People have continued to provide answers and suggestions based on the issues I expressed in my earlier post, which you can find here to get caught up. I thought I would give a recap of the things that I have tested, discovered, and fixed, and pose a few new questions.
Some Samba Notes
There were a few who suggested that perhaps running a Samba server would be a little too much for the Raspberry Pi. I've been monitoring the load on the Raspberry Pi, and having it as my Samba server isn't putting too much on it (far from it).
There was a post that suggested that the Raspberry Pi, and not Samba, was to blame here. The high-speed IO (ethernet and USB) share a single integrated USB 2.0 hub and it was believed to be a bottleneck, but when I'm getting 3MB/s even if it were an IO bottleneck, USB 2.0 speeds would surpass that of 6MB/s (3MB/s in from HDD, then the same out over the network).

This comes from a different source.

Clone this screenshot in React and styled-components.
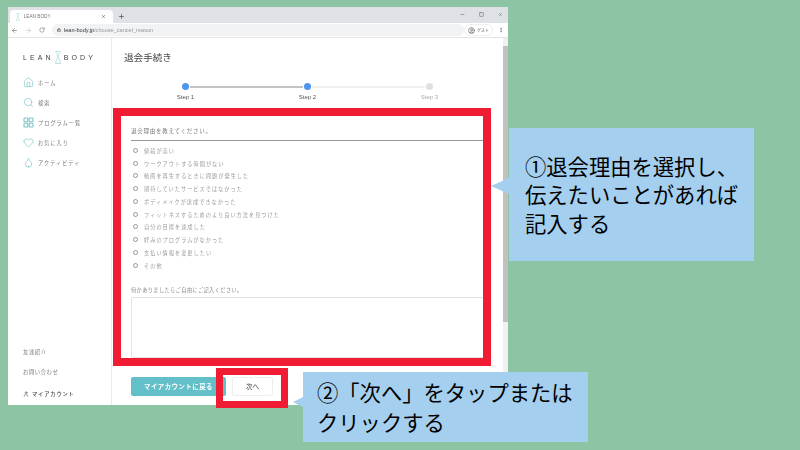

Then I tested it using another desktop lying around. After a proper setup, I noticed the exact the exact same speed.
NFS
I had read many different posts suggesting that NFS would be the best option. From my research, I found that NFS speeds were fantastic, and that it was a much better option for Unix-like systems. Configuring NFS looked really difficult, so I decided to put it off until the day came with I had time to research and configure it properly. Yesterday just so happened to be that day. Before long I had everything working, but I was appalled at the speeds: it wasn't even breaking 1MB/s!
So, at last, I have arrived at a few questions:
1. Are speeds that low fairly common, or do I need to do something to my configuration to make it fast?
2. Is my HDD filesystem the issue between everything I've tried? It's formatted NTFS, would using a more Linux-friendly filesystem like ext4 or btrfs improve the speeds? In that case, would I be able to get better speeds using Samba?